Instruction: Check each line below for the word "components", and copy those that have it.

Input for this task:
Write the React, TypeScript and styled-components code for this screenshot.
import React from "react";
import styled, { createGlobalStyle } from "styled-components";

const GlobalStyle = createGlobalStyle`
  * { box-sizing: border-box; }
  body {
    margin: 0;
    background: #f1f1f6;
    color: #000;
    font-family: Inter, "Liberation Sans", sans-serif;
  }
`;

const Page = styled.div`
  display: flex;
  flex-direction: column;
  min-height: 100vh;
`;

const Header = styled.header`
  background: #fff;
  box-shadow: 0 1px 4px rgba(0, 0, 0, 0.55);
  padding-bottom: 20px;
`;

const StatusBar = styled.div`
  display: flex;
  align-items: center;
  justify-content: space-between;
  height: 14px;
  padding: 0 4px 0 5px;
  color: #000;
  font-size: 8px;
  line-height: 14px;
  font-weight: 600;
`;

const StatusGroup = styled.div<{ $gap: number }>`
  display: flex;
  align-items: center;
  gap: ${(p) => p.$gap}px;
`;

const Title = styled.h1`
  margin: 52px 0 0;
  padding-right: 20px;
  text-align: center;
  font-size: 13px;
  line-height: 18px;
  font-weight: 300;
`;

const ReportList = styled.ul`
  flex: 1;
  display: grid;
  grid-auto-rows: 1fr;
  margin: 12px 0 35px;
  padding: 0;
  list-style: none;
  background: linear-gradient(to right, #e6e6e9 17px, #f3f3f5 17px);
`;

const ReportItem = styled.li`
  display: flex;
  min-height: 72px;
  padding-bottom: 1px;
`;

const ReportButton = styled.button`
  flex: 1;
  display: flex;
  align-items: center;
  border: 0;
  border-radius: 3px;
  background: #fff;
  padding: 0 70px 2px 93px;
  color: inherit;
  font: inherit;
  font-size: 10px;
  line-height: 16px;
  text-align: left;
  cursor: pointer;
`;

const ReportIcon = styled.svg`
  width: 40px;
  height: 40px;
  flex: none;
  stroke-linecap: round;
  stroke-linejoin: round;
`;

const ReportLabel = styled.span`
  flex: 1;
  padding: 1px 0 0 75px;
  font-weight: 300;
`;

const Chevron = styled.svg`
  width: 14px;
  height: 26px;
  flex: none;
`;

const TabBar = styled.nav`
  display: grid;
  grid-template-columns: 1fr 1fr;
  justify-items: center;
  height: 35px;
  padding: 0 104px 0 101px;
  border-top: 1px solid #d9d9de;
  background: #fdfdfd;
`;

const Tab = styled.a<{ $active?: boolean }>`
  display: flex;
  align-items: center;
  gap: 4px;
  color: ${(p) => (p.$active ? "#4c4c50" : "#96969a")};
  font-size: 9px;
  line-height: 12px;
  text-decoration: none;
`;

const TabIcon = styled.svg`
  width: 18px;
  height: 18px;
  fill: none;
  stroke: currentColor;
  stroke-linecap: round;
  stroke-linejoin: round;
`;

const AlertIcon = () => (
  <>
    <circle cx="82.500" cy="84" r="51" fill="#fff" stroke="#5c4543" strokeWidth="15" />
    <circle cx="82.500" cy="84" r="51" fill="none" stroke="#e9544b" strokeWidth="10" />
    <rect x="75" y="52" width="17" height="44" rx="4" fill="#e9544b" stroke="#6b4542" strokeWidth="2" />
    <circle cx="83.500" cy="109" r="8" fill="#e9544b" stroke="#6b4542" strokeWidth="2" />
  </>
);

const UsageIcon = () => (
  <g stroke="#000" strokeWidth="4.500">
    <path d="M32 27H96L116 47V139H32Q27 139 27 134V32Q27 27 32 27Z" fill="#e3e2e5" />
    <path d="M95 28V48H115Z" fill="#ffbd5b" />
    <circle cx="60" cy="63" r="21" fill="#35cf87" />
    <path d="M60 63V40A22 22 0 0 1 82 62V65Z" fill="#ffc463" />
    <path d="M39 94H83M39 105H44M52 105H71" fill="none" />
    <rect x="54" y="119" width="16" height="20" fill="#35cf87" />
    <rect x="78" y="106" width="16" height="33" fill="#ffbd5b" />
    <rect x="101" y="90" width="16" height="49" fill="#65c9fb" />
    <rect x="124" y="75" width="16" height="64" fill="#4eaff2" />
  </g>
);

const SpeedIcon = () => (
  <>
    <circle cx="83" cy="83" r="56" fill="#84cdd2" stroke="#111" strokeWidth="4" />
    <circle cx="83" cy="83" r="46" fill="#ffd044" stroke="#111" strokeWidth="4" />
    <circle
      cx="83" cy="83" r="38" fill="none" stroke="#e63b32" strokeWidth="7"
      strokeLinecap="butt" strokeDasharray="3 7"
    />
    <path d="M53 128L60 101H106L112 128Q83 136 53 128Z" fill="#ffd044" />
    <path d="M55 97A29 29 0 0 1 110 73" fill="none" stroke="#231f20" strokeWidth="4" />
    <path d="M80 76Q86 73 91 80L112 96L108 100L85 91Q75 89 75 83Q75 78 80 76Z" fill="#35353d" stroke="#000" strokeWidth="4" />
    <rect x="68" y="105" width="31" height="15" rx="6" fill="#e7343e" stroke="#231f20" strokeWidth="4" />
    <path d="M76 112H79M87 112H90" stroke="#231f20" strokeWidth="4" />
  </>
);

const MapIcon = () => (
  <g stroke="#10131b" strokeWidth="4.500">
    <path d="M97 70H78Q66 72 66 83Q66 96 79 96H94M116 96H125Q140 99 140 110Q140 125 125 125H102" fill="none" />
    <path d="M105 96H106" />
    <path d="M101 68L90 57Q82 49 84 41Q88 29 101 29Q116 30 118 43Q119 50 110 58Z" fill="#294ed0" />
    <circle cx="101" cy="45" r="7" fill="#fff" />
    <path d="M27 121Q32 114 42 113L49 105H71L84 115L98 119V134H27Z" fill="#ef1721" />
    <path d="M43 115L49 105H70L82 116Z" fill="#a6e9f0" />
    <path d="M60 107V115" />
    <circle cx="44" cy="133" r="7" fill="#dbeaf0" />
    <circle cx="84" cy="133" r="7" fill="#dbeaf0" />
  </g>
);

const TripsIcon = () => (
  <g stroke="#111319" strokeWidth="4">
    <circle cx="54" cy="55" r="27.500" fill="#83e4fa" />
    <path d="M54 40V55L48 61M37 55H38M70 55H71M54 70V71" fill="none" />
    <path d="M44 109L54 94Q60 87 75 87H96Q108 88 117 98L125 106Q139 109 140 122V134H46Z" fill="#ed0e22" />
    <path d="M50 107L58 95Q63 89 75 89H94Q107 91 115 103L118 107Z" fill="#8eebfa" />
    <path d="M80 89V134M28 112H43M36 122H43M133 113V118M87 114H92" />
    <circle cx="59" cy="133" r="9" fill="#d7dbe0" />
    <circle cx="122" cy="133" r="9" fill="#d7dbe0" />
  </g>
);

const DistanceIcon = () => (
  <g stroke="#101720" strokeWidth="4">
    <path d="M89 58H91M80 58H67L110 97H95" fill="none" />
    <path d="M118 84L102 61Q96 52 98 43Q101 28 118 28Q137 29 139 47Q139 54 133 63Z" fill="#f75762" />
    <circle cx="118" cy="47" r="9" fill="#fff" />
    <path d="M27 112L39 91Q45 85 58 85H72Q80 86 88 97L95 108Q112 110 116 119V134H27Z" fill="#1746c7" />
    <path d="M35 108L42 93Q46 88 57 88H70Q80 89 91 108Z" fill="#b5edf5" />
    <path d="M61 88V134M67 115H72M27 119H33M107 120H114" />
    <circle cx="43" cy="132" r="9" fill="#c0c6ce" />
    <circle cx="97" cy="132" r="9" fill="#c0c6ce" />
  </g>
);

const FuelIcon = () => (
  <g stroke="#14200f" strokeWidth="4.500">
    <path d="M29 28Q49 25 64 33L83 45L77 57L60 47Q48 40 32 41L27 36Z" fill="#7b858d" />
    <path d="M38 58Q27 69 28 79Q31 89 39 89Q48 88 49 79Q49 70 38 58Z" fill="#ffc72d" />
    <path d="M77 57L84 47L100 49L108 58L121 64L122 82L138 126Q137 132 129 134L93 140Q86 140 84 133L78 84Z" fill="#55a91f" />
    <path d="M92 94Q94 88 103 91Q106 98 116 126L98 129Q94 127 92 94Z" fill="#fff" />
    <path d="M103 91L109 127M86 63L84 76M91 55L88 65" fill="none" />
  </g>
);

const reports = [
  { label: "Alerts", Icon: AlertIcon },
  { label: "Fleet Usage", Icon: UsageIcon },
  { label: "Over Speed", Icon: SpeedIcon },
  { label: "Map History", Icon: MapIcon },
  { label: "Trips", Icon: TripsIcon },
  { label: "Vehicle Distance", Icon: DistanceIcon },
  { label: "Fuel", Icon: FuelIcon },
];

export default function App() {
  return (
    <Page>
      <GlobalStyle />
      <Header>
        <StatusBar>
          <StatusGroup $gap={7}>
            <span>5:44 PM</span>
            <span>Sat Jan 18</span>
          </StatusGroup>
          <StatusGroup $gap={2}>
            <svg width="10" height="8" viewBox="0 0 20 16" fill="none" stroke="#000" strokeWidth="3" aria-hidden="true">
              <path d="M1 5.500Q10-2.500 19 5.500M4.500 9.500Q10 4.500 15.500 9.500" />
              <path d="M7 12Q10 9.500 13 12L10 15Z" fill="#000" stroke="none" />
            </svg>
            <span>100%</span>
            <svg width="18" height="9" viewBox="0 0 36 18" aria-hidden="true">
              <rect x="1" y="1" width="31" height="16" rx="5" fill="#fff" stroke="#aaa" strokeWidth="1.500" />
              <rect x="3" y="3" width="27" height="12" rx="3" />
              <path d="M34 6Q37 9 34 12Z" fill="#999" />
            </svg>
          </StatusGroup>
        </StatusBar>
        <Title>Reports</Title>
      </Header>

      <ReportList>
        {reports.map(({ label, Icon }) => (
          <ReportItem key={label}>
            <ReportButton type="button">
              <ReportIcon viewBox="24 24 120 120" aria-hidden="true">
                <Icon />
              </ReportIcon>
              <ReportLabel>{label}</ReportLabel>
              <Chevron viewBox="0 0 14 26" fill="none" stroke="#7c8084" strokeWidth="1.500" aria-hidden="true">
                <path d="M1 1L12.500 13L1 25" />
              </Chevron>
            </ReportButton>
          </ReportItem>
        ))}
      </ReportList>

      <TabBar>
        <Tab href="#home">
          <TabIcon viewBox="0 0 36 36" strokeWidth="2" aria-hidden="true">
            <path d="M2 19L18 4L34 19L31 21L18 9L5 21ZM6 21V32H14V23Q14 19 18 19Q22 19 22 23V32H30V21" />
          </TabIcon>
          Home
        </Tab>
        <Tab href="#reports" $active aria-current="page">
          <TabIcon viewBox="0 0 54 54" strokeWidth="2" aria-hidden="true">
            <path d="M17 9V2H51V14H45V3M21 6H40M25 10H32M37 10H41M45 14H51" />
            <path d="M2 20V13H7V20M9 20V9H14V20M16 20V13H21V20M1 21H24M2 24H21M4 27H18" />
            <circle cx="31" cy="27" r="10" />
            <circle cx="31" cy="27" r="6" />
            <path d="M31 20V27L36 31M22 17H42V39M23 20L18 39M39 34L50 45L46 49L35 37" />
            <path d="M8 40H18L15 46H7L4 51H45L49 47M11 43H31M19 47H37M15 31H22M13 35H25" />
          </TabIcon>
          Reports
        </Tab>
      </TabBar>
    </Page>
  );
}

...

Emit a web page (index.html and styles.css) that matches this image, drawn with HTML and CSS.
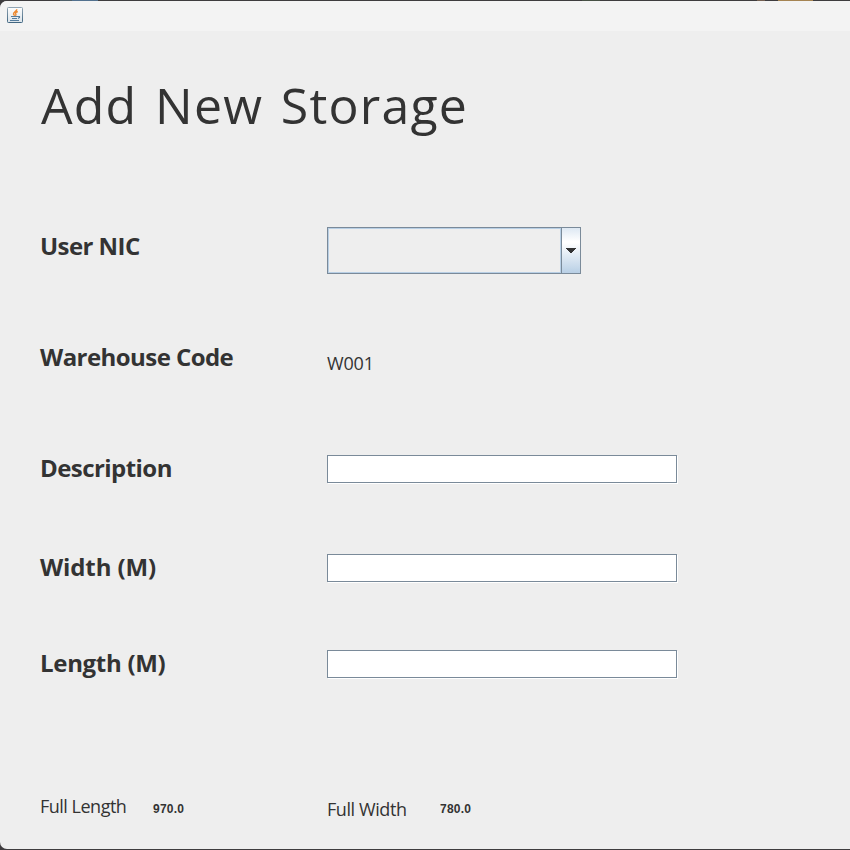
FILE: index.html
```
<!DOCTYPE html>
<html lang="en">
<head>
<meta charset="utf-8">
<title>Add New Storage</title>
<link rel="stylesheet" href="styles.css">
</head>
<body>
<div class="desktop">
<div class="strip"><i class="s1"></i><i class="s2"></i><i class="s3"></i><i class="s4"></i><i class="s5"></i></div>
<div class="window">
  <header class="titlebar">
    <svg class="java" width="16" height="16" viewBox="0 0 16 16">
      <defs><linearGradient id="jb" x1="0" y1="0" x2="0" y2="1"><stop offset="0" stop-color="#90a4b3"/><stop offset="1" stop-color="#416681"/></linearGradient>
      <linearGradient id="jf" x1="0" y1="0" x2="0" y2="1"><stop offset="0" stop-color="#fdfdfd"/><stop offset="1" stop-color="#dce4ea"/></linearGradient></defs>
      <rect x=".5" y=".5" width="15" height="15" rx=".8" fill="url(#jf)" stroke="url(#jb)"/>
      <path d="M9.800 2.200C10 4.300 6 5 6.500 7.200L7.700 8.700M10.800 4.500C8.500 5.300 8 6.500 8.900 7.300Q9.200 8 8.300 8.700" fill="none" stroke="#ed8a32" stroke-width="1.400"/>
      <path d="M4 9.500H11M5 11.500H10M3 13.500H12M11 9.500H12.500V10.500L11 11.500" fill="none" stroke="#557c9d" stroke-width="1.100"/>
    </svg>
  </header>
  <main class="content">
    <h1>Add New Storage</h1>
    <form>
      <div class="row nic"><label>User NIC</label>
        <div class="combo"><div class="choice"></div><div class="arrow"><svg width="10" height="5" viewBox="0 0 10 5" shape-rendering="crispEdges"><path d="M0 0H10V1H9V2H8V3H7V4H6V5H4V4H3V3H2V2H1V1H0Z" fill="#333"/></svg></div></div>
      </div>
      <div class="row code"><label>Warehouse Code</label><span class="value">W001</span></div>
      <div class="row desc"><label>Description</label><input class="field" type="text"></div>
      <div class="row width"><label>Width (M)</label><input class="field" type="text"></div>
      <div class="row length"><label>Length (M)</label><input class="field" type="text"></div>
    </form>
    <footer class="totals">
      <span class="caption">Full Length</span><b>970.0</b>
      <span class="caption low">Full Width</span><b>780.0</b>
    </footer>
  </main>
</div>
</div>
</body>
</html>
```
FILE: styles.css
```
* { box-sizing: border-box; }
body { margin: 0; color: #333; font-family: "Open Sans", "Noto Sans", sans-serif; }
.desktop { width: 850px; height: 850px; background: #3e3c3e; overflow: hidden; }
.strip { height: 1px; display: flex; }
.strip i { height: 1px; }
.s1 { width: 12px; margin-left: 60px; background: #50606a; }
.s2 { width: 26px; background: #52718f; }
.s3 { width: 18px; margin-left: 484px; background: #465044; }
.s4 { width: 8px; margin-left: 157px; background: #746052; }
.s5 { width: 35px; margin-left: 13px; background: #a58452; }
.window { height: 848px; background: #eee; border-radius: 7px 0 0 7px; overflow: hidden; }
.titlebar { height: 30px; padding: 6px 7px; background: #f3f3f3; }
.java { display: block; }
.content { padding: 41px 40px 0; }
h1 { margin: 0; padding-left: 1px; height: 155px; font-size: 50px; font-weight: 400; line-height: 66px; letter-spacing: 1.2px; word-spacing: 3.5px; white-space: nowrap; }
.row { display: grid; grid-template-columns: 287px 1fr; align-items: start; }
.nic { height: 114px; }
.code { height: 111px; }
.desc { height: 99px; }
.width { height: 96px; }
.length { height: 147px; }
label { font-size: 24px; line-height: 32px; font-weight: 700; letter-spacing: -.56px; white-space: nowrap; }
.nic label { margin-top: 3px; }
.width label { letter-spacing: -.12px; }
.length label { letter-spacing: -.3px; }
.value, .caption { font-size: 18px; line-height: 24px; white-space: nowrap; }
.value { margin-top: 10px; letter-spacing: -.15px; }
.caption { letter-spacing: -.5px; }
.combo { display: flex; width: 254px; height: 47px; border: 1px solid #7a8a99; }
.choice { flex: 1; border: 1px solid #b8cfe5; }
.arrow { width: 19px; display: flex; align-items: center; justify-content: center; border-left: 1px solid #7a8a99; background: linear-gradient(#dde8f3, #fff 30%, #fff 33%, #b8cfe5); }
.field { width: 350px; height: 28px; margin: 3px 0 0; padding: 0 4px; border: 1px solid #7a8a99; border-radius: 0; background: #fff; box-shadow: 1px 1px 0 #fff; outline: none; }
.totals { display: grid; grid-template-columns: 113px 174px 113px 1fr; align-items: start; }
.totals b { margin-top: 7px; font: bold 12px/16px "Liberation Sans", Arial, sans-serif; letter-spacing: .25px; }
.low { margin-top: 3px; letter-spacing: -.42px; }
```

Task output:
Write the React, TypeScript and styled-components code for this screenshot.
import styled, { createGlobalStyle } from "styled-components";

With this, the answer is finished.